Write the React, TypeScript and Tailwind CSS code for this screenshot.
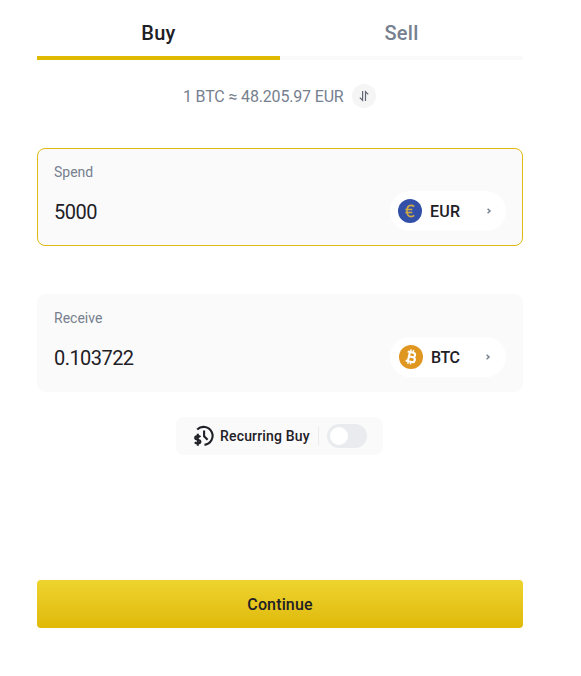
import React, { useState } from "react";

interface AmountFieldProps {
  label: string;
  value: string;
  onChange: (value: string) => void;
  active?: boolean;
  valueClassName: string;
  children: React.ReactNode;
}

const ChevronIcon = () => (
  <svg className="h-2 w-2 text-[#76808f]" viewBox="0 0 8 8" fill="none" stroke="currentColor" strokeWidth={1.5}>
    <path d="M2.6 1.8L5 4L2.6 6.2" />
  </svg>
);

const SwapIcon = () => (
  <svg className="h-3 w-3" viewBox="0 0 12 12" fill="none" stroke="#5f6673" strokeWidth={1.2}>
    <path d="M4.6 1v9.3L1.8 7.6" />
    <path d="M7.5 11V1.7l2.7 2.7" />
  </svg>
);

const EuroIcon = () => (
  <svg className="h-6 w-6" viewBox="0 0 24 24" fill="none">
    <circle cx="12" cy="12" r="12" fill="#3350a8" />
    <path
      d="M16.2 7.6C15.3 6.8 14.2 6.4 13.1 6.4c-2.6 0-4.1 2.2-4.1 5.6s1.5 5.6 4.1 5.6c1.2 0 2.3-.4 3.1-1.2M7.3 10.5h7M7.3 13.5h7"
      stroke="#d0ab45"
      strokeWidth={1.6}
    />
  </svg>
);

const BitcoinIcon = () => (
  <svg className="h-6 w-6" viewBox="0 0 24 24" fill="none">
    <circle cx="12" cy="12" r="12" fill="#df9720" />
    <g transform="rotate(13 12 12)" stroke="#fff">
      <path
        d="M7.6 7.4h5.6c3.1 0 3.1 4.4 0 4.4h-3h3.6c3.5 0 3.5 4.9 0 4.9H7.6M9.9 7.4v9.3"
        strokeWidth={2.1}
      />
      <path d="M10.4 4.6v2.8M13 4.6v2.8M10.4 16.5v2.9M13 16.5v2.9" strokeWidth={1.5} />
    </g>
  </svg>
);

const RecurringIcon = () => (
  <svg className="h-[22px] w-[22px]" viewBox="0 0 22 22" fill="none" stroke="#1e2026">
    <path d="M4.2 4.6A9 9 0 1 1 11.5 19.9" strokeWidth={2.1} />
    <path d="M11.1 5.4v5.8l3.5 3.5" strokeWidth={2.1} />
    <path
      d="M7.4 12C6.8 11.4 6 11.1 4.9 11.1c-1.5 0-2.7.6-2.7 1.8 0 2.5 5.2 1.1 5.2 3.7 0 1.1-1 1.8-2.6 1.8-1.2 0-2.2-.4-3-1.2M4.8 8.8v12"
      strokeWidth={2.1}
    />
  </svg>
);

const AmountField: React.FC<AmountFieldProps> = ({
  label,
  value,
  onChange,
  active = false,
  valueClassName,
  children,
}) => (
  <div
    className={`flex h-[98px] justify-between rounded-lg border bg-[#fafafa] px-4 ${
      active ? "border-[#e0ba12]" : "border-[#fafafa]"
    }`}
  >
    <label className="flex flex-col pt-[13px]">
      <span className="text-[14px] leading-5 text-[#76808f]">{label}</span>
      <input
        type="text"
        value={value}
        onChange={(e) => onChange(e.target.value)}
        className={`mt-4 w-40 bg-transparent text-[20px] leading-7 text-[#1e2026] outline-none ${valueClassName}`}
      />
    </label>
    {children}
  </div>
);

export default function App() {
  const [tab, setTab] = useState("Buy");
  const [spend, setSpend] = useState("5000");
  const [receive, setReceive] = useState("0.103722");
  const [recurring, setRecurring] = useState(false);

  return (
    <div className="min-h-screen bg-white pl-[37px] pr-[58px] font-['Roboto',sans-serif]">
      {/* Tabs */}
      <div className="flex h-[60px]">
        {["Buy", "Sell"].map((name) => (
          <button
            key={name}
            type="button"
            onClick={() => setTab(name)}
            className={`flex-1 border-b-4 pt-2.5 text-[20px] font-medium tracking-[0.3px] ${
              tab === name ? "border-[#e0ba00] text-[#1e2026]" : "border-[#fafafa] text-[#76808f]"
            }`}
          >
            {name}
          </button>
        ))}
      </div>

      {/* Rate */}
      <div className="mt-6 flex h-6 items-center justify-center gap-2 pr-px text-[#76808f]">
        <span className="w-[161px] whitespace-nowrap pt-0.5 text-[16px] tracking-[-0.17px]">
          1 BTC ≈ 48.205.97 EUR
        </span>
        <button type="button" className="flex h-6 w-6 items-center justify-center rounded-full bg-[#f5f5f5]">
          <SwapIcon />
        </button>
      </div>

      <div className="mt-10 flex flex-col gap-12">
        <AmountField label="Spend" value={spend} onChange={setSpend} active valueClassName="tracking-[-0.5px]">
          <button type="button" className="mt-[42px] flex h-10 w-[116px] items-center rounded-full bg-white pl-2 pr-[13px]">
            <EuroIcon />
            <span className="ml-2 flex-1 pt-0.5 text-left text-[16px] font-medium tracking-[0.3px] text-[#1e2026]">
              EUR
            </span>
            <ChevronIcon />
          </button>
        </AmountField>

        <AmountField label="Receive" value={receive} onChange={setReceive} valueClassName="tracking-[-0.55px]">
          <button type="button" className="mt-[42px] flex h-10 w-[116px] items-center rounded-full bg-white pl-[9px] pr-3.5">
            <BitcoinIcon />
            <span className="ml-2 flex-1 pt-0.5 text-left text-[16px] font-medium tracking-[-0.4px] text-[#1e2026]">
              BTC
            </span>
            <ChevronIcon />
          </button>
        </AmountField>
      </div>

      {/* Recurring buy */}
      <div className="mt-[25px] flex justify-center pr-px">
        <div className="flex h-[38px] w-[207px] items-center rounded-lg bg-[#fafafa] pl-[17px] pr-4">
          <RecurringIcon />
          <span className="ml-[5px] w-[98px] whitespace-nowrap text-[14px] font-medium tracking-[0.17px] text-[#1e2026]">
            Recurring Buy
          </span>
          <span className="h-[18px] w-px bg-[#eaecef]" />
          <button
            type="button"
            role="switch"
            aria-checked={recurring}
            onClick={() => setRecurring(!recurring)}
            className={`ml-2 flex h-6 w-10 items-center rounded-full px-[3px] ${
              recurring ? "justify-end bg-[#e0ba00]" : "justify-start bg-[#eaebee]"
            }`}
          >
            <span className="h-[18px] w-[18px] rounded-full bg-white" />
          </button>
        </div>
      </div>

      <button
        type="button"
        className="mt-[125px] h-12 w-full rounded bg-linear-to-b from-[#edd42d] to-[#e0b905] pt-0.5 text-[16px] font-medium tracking-[0.15px] text-[#1e2026]"
      >
        Continue
      </button>
    </div>
  );
}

### Brief
Reproduce the material in its entirety and word for word, without the pictures.

### Answer for this exercise
Write the React, TypeScript and Tailwind CSS code for this screenshot.
import React, { useState } from "react";

interface AmountFieldProps {
  label: string;
  value: string;
  onChange: (value: string) => void;
  active?: boolean;
  valueClassName: string;
  children: React.ReactNode;
}

const ChevronIcon = () => (
  <svg className="h-2 w-2 text-[#76808f]" viewBox="0 0 8 8" fill="none" stroke="currentColor" strokeWidth={1.5}>
    <path d="M2.6 1.8L5 4L2.6 6.2" />
  </svg>
);

const SwapIcon = () => (
  <svg className="h-3 w-3" viewBox="0 0 12 12" fill="none" stroke="#5f6673" strokeWidth={1.2}>
    <path d="M4.6 1v9.3L1.8 7.6" />
    <path d="M7.5 11V1.7l2.7 2.7" />
  </svg>
);

const EuroIcon = () => (
  <svg className="h-6 w-6" viewBox="0 0 24 24" fill="none">
    <circle cx="12" cy="12" r="12" fill="#3350a8" />
    <path
      d="M16.2 7.6C15.3 6.8 14.2 6.4 13.1 6.4c-2.6 0-4.1 2.2-4.1 5.6s1.5 5.6 4.1 5.6c1.2 0 2.3-.4 3.1-1.2M7.3 10.5h7M7.3 13.5h7"
      stroke="#d0ab45"
      strokeWidth={1.6}
    />
  </svg>
);

const BitcoinIcon = () => (
  <svg className="h-6 w-6" viewBox="0 0 24 24" fill="none">
    <circle cx="12" cy="12" r="12" fill="#df9720" />
    <g transform="rotate(13 12 12)" stroke="#fff">
      <path
        d="M7.6 7.4h5.6c3.1 0 3.1 4.4 0 4.4h-3h3.6c3.5 0 3.5 4.9 0 4.9H7.6M9.9 7.4v9.3"
        strokeWidth={2.1}
      />
      <path d="M10.4 4.6v2.8M13 4.6v2.8M10.4 16.5v2.9M13 16.5v2.9" strokeWidth={1.5} />
    </g>
  </svg>
);

const RecurringIcon = () => (
  <svg className="h-[22px] w-[22px]" viewBox="0 0 22 22" fill="none" stroke="#1e2026">
    <path d="M4.2 4.6A9 9 0 1 1 11.5 19.9" strokeWidth={2.1} />
    <path d="M11.1 5.4v5.8l3.5 3.5" strokeWidth={2.1} />
    <path
      d="M7.4 12C6.8 11.4 6 11.1 4.9 11.1c-1.5 0-2.7.6-2.7 1.8 0 2.5 5.2 1.1 5.2 3.7 0 1.1-1 1.8-2.6 1.8-1.2 0-2.2-.4-3-1.2M4.8 8.8v12"
      strokeWidth={2.1}
    />
  </svg>
);

const AmountField: React.FC<AmountFieldProps> = ({
  label,
  value,
  onChange,
  active = false,
  valueClassName,
  children,
}) => (
  <div
    className={`flex h-[98px] justify-between rounded-lg border bg-[#fafafa] px-4 ${
      active ? "border-[#e0ba12]" : "border-[#fafafa]"
    }`}
  >
    <label className="flex flex-col pt-[13px]">
      <span className="text-[14px] leading-5 text-[#76808f]">{label}</span>
      <input
        type="text"
        value={value}
        onChange={(e) => onChange(e.target.value)}
        className={`mt-4 w-40 bg-transparent text-[20px] leading-7 text-[#1e2026] outline-none ${valueClassName}`}
      />
    </label>
    {children}
  </div>
);

export default function App() {
  const [tab, setTab] = useState("Buy");
  const [spend, setSpend] = useState("5000");
  const [receive, setReceive] = useState("0.103722");
  const [recurring, setRecurring] = useState(false);

  return (
    <div className="min-h-screen bg-white pl-[37px] pr-[58px] font-['Roboto',sans-serif]">
      {/* Tabs */}
      <div className="flex h-[60px]">
        {["Buy", "Sell"].map((name) => (
          <button
            key={name}
            type="button"
            onClick={() => setTab(name)}
            className={`flex-1 border-b-4 pt-2.5 text-[20px] font-medium tracking-[0.3px] ${
              tab === name ? "border-[#e0ba00] text-[#1e2026]" : "border-[#fafafa] text-[#76808f]"
            }`}
          >
            {name}
          </button>
        ))}
      </div>

      {/* Rate */}
      <div className="mt-6 flex h-6 items-center justify-center gap-2 pr-px text-[#76808f]">
        <span className="w-[161px] whitespace-nowrap pt-0.5 text-[16px] tracking-[-0.17px]">
          1 BTC ≈ 48.205.97 EUR
        </span>
        <button type="button" className="flex h-6 w-6 items-center justify-center rounded-full bg-[#f5f5f5]">
          <SwapIcon />
        </button>
      </div>

      <div className="mt-10 flex flex-col gap-12">
        <AmountField label="Spend" value={spend} onChange={setSpend} active valueClassName="tracking-[-0.5px]">
          <button type="button" className="mt-[42px] flex h-10 w-[116px] items-center rounded-full bg-white pl-2 pr-[13px]">
            <EuroIcon />
            <span className="ml-2 flex-1 pt-0.5 text-left text-[16px] font-medium tracking-[0.3px] text-[#1e2026]">
              EUR
            </span>
            <ChevronIcon />
          </button>
        </AmountField>

        <AmountField label="Receive" value={receive} onChange={setReceive} valueClassName="tracking-[-0.55px]">
          <button type="button" className="mt-[42px] flex h-10 w-[116px] items-center rounded-full bg-white pl-[9px] pr-3.5">
            <BitcoinIcon />
            <span className="ml-2 flex-1 pt-0.5 text-left text-[16px] font-medium tracking-[-0.4px] text-[#1e2026]">
              BTC
            </span>
            <ChevronIcon />
          </button>
        </AmountField>
      </div>

      {/* Recurring buy */}
      <div className="mt-[25px] flex justify-center pr-px">
        <div className="flex h-[38px] w-[207px] items-center rounded-lg bg-[#fafafa] pl-[17px] pr-4">
          <RecurringIcon />
          <span className="ml-[5px] w-[98px] whitespace-nowrap text-[14px] font-medium tracking-[0.17px] text-[#1e2026]">
            Recurring Buy
          </span>
          <span className="h-[18px] w-px bg-[#eaecef]" />
          <button
            type="button"
            role="switch"
            aria-checked={recurring}
            onClick={() => setRecurring(!recurring)}
            className={`ml-2 flex h-6 w-10 items-center rounded-full px-[3px] ${
              recurring ? "justify-end bg-[#e0ba00]" : "justify-start bg-[#eaebee]"
            }`}
          >
            <span className="h-[18px] w-[18px] rounded-full bg-white" />
          </button>
        </div>
      </div>

      <button
        type="button"
        className="mt-[125px] h-12 w-full rounded bg-linear-to-b from-[#edd42d] to-[#e0b905] pt-0.5 text-[16px] font-medium tracking-[0.15px] text-[#1e2026]"
      >
        Continue
      </button>
    </div>
  );
}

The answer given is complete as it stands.